- **Source excerpt**
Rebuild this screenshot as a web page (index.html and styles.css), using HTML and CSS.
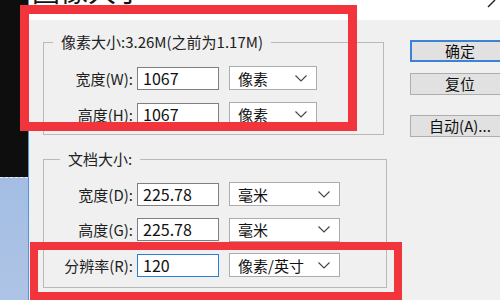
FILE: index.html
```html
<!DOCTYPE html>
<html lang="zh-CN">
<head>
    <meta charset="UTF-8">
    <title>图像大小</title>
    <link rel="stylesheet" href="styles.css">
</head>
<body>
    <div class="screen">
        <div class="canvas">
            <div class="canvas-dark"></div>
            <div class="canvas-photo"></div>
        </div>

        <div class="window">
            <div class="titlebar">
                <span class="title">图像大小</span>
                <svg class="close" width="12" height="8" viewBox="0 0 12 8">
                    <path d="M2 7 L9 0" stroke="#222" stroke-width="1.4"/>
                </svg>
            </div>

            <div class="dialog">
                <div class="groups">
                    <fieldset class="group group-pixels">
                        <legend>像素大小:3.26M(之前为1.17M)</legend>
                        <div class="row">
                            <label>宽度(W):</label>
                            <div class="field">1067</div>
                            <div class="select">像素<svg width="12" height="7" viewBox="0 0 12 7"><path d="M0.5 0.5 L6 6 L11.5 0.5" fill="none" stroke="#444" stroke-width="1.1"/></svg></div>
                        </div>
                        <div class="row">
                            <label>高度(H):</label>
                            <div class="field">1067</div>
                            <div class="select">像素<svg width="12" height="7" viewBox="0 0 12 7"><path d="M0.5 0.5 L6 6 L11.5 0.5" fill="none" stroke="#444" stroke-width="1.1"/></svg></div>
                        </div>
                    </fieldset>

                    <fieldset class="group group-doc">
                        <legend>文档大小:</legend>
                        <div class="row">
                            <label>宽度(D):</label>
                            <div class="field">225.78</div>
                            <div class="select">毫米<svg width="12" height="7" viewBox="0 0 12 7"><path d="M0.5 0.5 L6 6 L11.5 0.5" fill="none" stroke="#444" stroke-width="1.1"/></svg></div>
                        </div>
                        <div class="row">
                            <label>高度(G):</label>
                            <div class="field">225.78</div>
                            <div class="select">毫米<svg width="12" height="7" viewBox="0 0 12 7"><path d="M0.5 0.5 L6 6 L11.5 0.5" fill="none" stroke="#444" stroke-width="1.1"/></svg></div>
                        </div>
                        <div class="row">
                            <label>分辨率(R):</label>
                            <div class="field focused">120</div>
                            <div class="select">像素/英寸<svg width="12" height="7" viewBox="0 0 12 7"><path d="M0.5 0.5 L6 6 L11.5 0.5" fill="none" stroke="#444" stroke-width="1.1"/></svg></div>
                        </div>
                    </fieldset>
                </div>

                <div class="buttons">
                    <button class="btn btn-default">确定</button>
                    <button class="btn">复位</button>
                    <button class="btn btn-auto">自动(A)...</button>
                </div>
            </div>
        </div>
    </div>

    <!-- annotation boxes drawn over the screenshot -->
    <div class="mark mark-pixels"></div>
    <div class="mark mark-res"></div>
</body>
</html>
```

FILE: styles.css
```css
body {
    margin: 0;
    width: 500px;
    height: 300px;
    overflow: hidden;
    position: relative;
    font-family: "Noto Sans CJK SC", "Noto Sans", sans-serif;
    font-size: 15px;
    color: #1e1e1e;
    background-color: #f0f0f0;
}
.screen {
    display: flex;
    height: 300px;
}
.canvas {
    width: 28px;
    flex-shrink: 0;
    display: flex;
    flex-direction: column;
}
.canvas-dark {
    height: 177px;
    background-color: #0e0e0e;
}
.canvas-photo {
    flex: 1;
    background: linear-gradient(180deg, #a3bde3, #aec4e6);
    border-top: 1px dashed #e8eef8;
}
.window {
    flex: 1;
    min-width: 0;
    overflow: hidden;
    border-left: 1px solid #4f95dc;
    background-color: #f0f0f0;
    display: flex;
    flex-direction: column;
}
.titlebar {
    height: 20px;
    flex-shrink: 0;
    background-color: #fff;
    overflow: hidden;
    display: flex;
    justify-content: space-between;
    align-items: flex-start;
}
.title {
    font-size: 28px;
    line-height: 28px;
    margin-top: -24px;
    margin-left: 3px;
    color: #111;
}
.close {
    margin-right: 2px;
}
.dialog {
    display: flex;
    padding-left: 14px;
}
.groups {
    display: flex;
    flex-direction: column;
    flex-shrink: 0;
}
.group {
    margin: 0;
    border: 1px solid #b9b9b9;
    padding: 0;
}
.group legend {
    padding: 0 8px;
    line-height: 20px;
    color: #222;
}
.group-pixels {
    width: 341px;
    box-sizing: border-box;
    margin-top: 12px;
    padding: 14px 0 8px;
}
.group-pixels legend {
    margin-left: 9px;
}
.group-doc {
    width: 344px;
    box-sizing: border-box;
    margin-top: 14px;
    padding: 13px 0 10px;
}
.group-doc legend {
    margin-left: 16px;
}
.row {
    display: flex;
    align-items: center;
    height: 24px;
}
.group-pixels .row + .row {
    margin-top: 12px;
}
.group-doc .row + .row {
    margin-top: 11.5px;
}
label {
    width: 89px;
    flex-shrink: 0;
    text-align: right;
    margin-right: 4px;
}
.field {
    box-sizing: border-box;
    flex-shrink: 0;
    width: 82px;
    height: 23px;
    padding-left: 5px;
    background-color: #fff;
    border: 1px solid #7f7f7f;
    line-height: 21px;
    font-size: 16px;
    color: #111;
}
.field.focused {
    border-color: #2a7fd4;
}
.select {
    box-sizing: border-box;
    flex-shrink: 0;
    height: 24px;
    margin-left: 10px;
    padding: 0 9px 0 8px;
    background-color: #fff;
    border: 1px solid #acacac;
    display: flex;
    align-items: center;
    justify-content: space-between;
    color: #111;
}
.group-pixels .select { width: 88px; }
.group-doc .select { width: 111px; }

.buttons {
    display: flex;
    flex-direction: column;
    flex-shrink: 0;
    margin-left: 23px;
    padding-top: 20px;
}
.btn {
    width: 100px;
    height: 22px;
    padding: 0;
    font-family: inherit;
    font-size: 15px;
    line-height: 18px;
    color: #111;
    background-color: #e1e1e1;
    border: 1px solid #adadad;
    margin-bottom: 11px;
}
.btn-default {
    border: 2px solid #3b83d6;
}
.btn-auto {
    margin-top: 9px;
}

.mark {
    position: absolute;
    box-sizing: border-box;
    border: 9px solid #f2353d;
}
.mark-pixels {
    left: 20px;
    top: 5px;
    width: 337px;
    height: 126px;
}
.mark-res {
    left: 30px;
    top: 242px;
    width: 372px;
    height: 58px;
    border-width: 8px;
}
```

- **Work required**
Make an exact copy of all the material, but keep the pictures out of it.

- **Complete answer**
Rebuild this screenshot as a web page (index.html and styles.css), using HTML and CSS.
FILE: index.html
```html
<!DOCTYPE html>
<html lang="zh-CN">
<head>
    <meta charset="UTF-8">
    <title>图像大小</title>
    <link rel="stylesheet" href="styles.css">
</head>
<body>
    <div class="screen">
        <div class="canvas">
            <div class="canvas-dark"></div>
            <div class="canvas-photo"></div>
        </div>

        <div class="window">
            <div class="titlebar">
                <span class="title">图像大小</span>
                <svg class="close" width="12" height="8" viewBox="0 0 12 8">
                    <path d="M2 7 L9 0" stroke="#222" stroke-width="1.4"/>
                </svg>
            </div>

            <div class="dialog">
                <div class="groups">
                    <fieldset class="group group-pixels">
                        <legend>像素大小:3.26M(之前为1.17M)</legend>
                        <div class="row">
                            <label>宽度(W):</label>
                            <div class="field">1067</div>
                            <div class="select">像素<svg width="12" height="7" viewBox="0 0 12 7"><path d="M0.5 0.5 L6 6 L11.5 0.5" fill="none" stroke="#444" stroke-width="1.1"/></svg></div>
                        </div>
                        <div class="row">
                            <label>高度(H):</label>
                            <div class="field">1067</div>
                            <div class="select">像素<svg width="12" height="7" viewBox="0 0 12 7"><path d="M0.5 0.5 L6 6 L11.5 0.5" fill="none" stroke="#444" stroke-width="1.1"/></svg></div>
                        </div>
                    </fieldset>

                    <fieldset class="group group-doc">
                        <legend>文档大小:</legend>
                        <div class="row">
                            <label>宽度(D):</label>
                            <div class="field">225.78</div>
                            <div class="select">毫米<svg width="12" height="7" viewBox="0 0 12 7"><path d="M0.5 0.5 L6 6 L11.5 0.5" fill="none" stroke="#444" stroke-width="1.1"/></svg></div>
                        </div>
                        <div class="row">
                            <label>高度(G):</label>
                            <div class="field">225.78</div>
                            <div class="select">毫米<svg width="12" height="7" viewBox="0 0 12 7"><path d="M0.5 0.5 L6 6 L11.5 0.5" fill="none" stroke="#444" stroke-width="1.1"/></svg></div>
                        </div>
                        <div class="row">
                            <label>分辨率(R):</label>
                            <div class="field focused">120</div>
                            <div class="select">像素/英寸<svg width="12" height="7" viewBox="0 0 12 7"><path d="M0.5 0.5 L6 6 L11.5 0.5" fill="none" stroke="#444" stroke-width="1.1"/></svg></div>
                        </div>
                    </fieldset>
                </div>

                <div class="buttons">
                    <button class="btn btn-default">确定</button>
                    <button class="btn">复位</button>
                    <button class="btn btn-auto">自动(A)...</button>
                </div>
            </div>
        </div>
    </div>

    <!-- annotation boxes drawn over the screenshot -->
    <div class="mark mark-pixels"></div>
    <div class="mark mark-res"></div>
</body>
</html>
```

FILE: styles.css
```css
body {
    margin: 0;
    width: 500px;
    height: 300px;
    overflow: hidden;
    position: relative;
    font-family: "Noto Sans CJK SC", "Noto Sans", sans-serif;
    font-size: 15px;
    color: #1e1e1e;
    background-color: #f0f0f0;
}
.screen {
    display: flex;
    height: 300px;
}
.canvas {
    width: 28px;
    flex-shrink: 0;
    display: flex;
    flex-direction: column;
}
.canvas-dark {
    height: 177px;
    background-color: #0e0e0e;
}
.canvas-photo {
    flex: 1;
    background: linear-gradient(180deg, #a3bde3, #aec4e6);
    border-top: 1px dashed #e8eef8;
}
.window {
    flex: 1;
    min-width: 0;
    overflow: hidden;
    border-left: 1px solid #4f95dc;
    background-color: #f0f0f0;
    display: flex;
    flex-direction: column;
}
.titlebar {
    height: 20px;
    flex-shrink: 0;
    background-color: #fff;
    overflow: hidden;
    display: flex;
    justify-content: space-between;
    align-items: flex-start;
}
.title {
    font-size: 28px;
    line-height: 28px;
    margin-top: -24px;
    margin-left: 3px;
    color: #111;
}
.close {
    margin-right: 2px;
}
.dialog {
    display: flex;
    padding-left: 14px;
}
.groups {
    display: flex;
    flex-direction: column;
    flex-shrink: 0;
}
.group {
    margin: 0;
    border: 1px solid #b9b9b9;
    padding: 0;
}
.group legend {
    padding: 0 8px;
    line-height: 20px;
    color: #222;
}
.group-pixels {
    width: 341px;
    box-sizing: border-box;
    margin-top: 12px;
    padding: 14px 0 8px;
}
.group-pixels legend {
    margin-left: 9px;
}
.group-doc {
    width: 344px;
    box-sizing: border-box;
    margin-top: 14px;
    padding: 13px 0 10px;
}
.group-doc legend {
    margin-left: 16px;
}
.row {
    display: flex;
    align-items: center;
    height: 24px;
}
.group-pixels .row + .row {
    margin-top: 12px;
}
.group-doc .row + .row {
    margin-top: 11.5px;
}
label {
    width: 89px;
    flex-shrink: 0;
    text-align: right;
    margin-right: 4px;
}
.field {
    box-sizing: border-box;
    flex-shrink: 0;
    width: 82px;
    height: 23px;
    padding-left: 5px;
    background-color: #fff;
    border: 1px solid #7f7f7f;
    line-height: 21px;
    font-size: 16px;
    color: #111;
}
.field.focused {
    border-color: #2a7fd4;
}
.select {
    box-sizing: border-box;
    flex-shrink: 0;
    height: 24px;
    margin-left: 10px;
    padding: 0 9px 0 8px;
    background-color: #fff;
    border: 1px solid #acacac;
    display: flex;
    align-items: center;
    justify-content: space-between;
    color: #111;
}
.group-pixels .select { width: 88px; }
.group-doc .select { width: 111px; }

.buttons {
    display: flex;
    flex-direction: column;
    flex-shrink: 0;
    margin-left: 23px;
    padding-top: 20px;
}
.btn {
    width: 100px;
    height: 22px;
    padding: 0;
    font-family: inherit;
    font-size: 15px;
    line-height: 18px;
    color: #111;
    background-color: #e1e1e1;
    border: 1px solid #adadad;
    margin-bottom: 11px;
}
.btn-default {
    border: 2px solid #3b83d6;
}
.btn-auto {
    margin-top: 9px;
}

.mark {
    position: absolute;
    box-sizing: border-box;
    border: 9px solid #f2353d;
}
.mark-pixels {
    left: 20px;
    top: 5px;
    width: 337px;
    height: 126px;
}
.mark-res {
    left: 30px;
    top: 242px;
    width: 372px;
    height: 58px;
    border-width: 8px;
}
```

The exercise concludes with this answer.